> **PROBLEM REQUIREMENTS**:
Present the data once more in exactly its original form.

> **RECORDED DATA**:

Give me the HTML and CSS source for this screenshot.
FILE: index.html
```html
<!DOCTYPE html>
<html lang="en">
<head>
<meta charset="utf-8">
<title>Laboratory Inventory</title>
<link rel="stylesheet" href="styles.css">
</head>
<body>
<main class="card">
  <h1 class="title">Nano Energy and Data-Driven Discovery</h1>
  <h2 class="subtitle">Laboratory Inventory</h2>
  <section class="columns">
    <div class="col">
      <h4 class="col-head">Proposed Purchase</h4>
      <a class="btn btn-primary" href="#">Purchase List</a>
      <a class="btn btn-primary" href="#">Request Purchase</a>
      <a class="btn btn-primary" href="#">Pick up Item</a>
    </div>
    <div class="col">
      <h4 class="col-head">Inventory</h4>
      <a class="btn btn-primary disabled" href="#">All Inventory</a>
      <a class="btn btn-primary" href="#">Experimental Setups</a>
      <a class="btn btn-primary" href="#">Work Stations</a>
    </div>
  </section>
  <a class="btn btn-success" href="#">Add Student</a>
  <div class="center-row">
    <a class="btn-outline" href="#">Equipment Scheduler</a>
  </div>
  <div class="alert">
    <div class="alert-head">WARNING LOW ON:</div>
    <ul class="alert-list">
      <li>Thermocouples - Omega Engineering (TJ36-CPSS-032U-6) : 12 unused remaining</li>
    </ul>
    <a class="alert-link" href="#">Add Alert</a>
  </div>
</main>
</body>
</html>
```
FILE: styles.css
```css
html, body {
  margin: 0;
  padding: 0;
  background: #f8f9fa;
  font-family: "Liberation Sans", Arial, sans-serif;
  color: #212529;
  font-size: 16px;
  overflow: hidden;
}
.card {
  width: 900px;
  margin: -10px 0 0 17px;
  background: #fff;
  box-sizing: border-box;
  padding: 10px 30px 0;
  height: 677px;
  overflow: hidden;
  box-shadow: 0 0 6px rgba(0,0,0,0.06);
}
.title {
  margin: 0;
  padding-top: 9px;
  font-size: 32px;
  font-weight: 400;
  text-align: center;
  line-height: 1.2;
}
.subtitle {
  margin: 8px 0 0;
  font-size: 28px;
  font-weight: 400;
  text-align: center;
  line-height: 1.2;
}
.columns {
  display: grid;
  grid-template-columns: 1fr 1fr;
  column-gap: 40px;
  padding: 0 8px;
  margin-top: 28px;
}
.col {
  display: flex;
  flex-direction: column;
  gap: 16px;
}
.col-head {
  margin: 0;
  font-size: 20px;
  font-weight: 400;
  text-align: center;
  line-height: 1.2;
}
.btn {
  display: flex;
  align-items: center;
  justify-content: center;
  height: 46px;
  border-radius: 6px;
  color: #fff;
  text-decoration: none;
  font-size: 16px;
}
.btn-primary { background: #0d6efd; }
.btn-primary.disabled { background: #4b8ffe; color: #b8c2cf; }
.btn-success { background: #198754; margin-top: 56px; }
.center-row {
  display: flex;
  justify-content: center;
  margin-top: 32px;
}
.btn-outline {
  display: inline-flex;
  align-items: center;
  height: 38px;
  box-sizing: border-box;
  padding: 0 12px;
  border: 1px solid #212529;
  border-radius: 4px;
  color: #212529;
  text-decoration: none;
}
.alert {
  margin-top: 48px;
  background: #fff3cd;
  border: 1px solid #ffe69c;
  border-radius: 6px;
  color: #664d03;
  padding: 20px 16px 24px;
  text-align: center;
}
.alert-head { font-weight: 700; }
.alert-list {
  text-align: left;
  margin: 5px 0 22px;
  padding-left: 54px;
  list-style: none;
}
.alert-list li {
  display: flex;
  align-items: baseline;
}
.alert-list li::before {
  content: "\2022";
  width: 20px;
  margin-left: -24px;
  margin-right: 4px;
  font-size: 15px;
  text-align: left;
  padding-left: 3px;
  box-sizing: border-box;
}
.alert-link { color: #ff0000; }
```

> **COMPLETED TASK**:
Give me the HTML and CSS source for this screenshot.
FILE: index.html
```html
<!DOCTYPE html>
<html lang="en">
<head>
<meta charset="utf-8">
<title>Laboratory Inventory</title>
<link rel="stylesheet" href="styles.css">
</head>
<body>
<main class="card">
  <h1 class="title">Nano Energy and Data-Driven Discovery</h1>
  <h2 class="subtitle">Laboratory Inventory</h2>
  <section class="columns">
    <div class="col">
      <h4 class="col-head">Proposed Purchase</h4>
      <a class="btn btn-primary" href="#">Purchase List</a>
      <a class="btn btn-primary" href="#">Request Purchase</a>
      <a class="btn btn-primary" href="#">Pick up Item</a>
    </div>
    <div class="col">
      <h4 class="col-head">Inventory</h4>
      <a class="btn btn-primary disabled" href="#">All Inventory</a>
      <a class="btn btn-primary" href="#">Experimental Setups</a>
      <a class="btn btn-primary" href="#">Work Stations</a>
    </div>
  </section>
  <a class="btn btn-success" href="#">Add Student</a>
  <div class="center-row">
    <a class="btn-outline" href="#">Equipment Scheduler</a>
  </div>
  <div class="alert">
    <div class="alert-head">WARNING LOW ON:</div>
    <ul class="alert-list">
      <li>Thermocouples - Omega Engineering (TJ36-CPSS-032U-6) : 12 unused remaining</li>
    </ul>
    <a class="alert-link" href="#">Add Alert</a>
  </div>
</main>
</body>
</html>
```
FILE: styles.css
```css
html, body {
  margin: 0;
  padding: 0;
  background: #f8f9fa;
  font-family: "Liberation Sans", Arial, sans-serif;
  color: #212529;
  font-size: 16px;
  overflow: hidden;
}
.card {
  width: 900px;
  margin: -10px 0 0 17px;
  background: #fff;
  box-sizing: border-box;
  padding: 10px 30px 0;
  height: 677px;
  overflow: hidden;
  box-shadow: 0 0 6px rgba(0,0,0,0.06);
}
.title {
  margin: 0;
  padding-top: 9px;
  font-size: 32px;
  font-weight: 400;
  text-align: center;
  line-height: 1.2;
}
.subtitle {
  margin: 8px 0 0;
  font-size: 28px;
  font-weight: 400;
  text-align: center;
  line-height: 1.2;
}
.columns {
  display: grid;
  grid-template-columns: 1fr 1fr;
  column-gap: 40px;
  padding: 0 8px;
  margin-top: 28px;
}
.col {
  display: flex;
  flex-direction: column;
  gap: 16px;
}
.col-head {
  margin: 0;
  font-size: 20px;
  font-weight: 400;
  text-align: center;
  line-height: 1.2;
}
.btn {
  display: flex;
  align-items: center;
  justify-content: center;
  height: 46px;
  border-radius: 6px;
  color: #fff;
  text-decoration: none;
  font-size: 16px;
}
.btn-primary { background: #0d6efd; }
.btn-primary.disabled { background: #4b8ffe; color: #b8c2cf; }
.btn-success { background: #198754; margin-top: 56px; }
.center-row {
  display: flex;
  justify-content: center;
  margin-top: 32px;
}
.btn-outline {
  display: inline-flex;
  align-items: center;
  height: 38px;
  box-sizing: border-box;
  padding: 0 12px;
  border: 1px solid #212529;
  border-radius: 4px;
  color: #212529;
  text-decoration: none;
}
.alert {
  margin-top: 48px;
  background: #fff3cd;
  border: 1px solid #ffe69c;
  border-radius: 6px;
  color: #664d03;
  padding: 20px 16px 24px;
  text-align: center;
}
.alert-head { font-weight: 700; }
.alert-list {
  text-align: left;
  margin: 5px 0 22px;
  padding-left: 54px;
  list-style: none;
}
.alert-list li {
  display: flex;
  align-items: baseline;
}
.alert-list li::before {
  content: "\2022";
  width: 20px;
  margin-left: -24px;
  margin-right: 4px;
  font-size: 15px;
  text-align: left;
  padding-left: 3px;
  box-sizing: border-box;
}
.alert-link { color: #ff0000; }
```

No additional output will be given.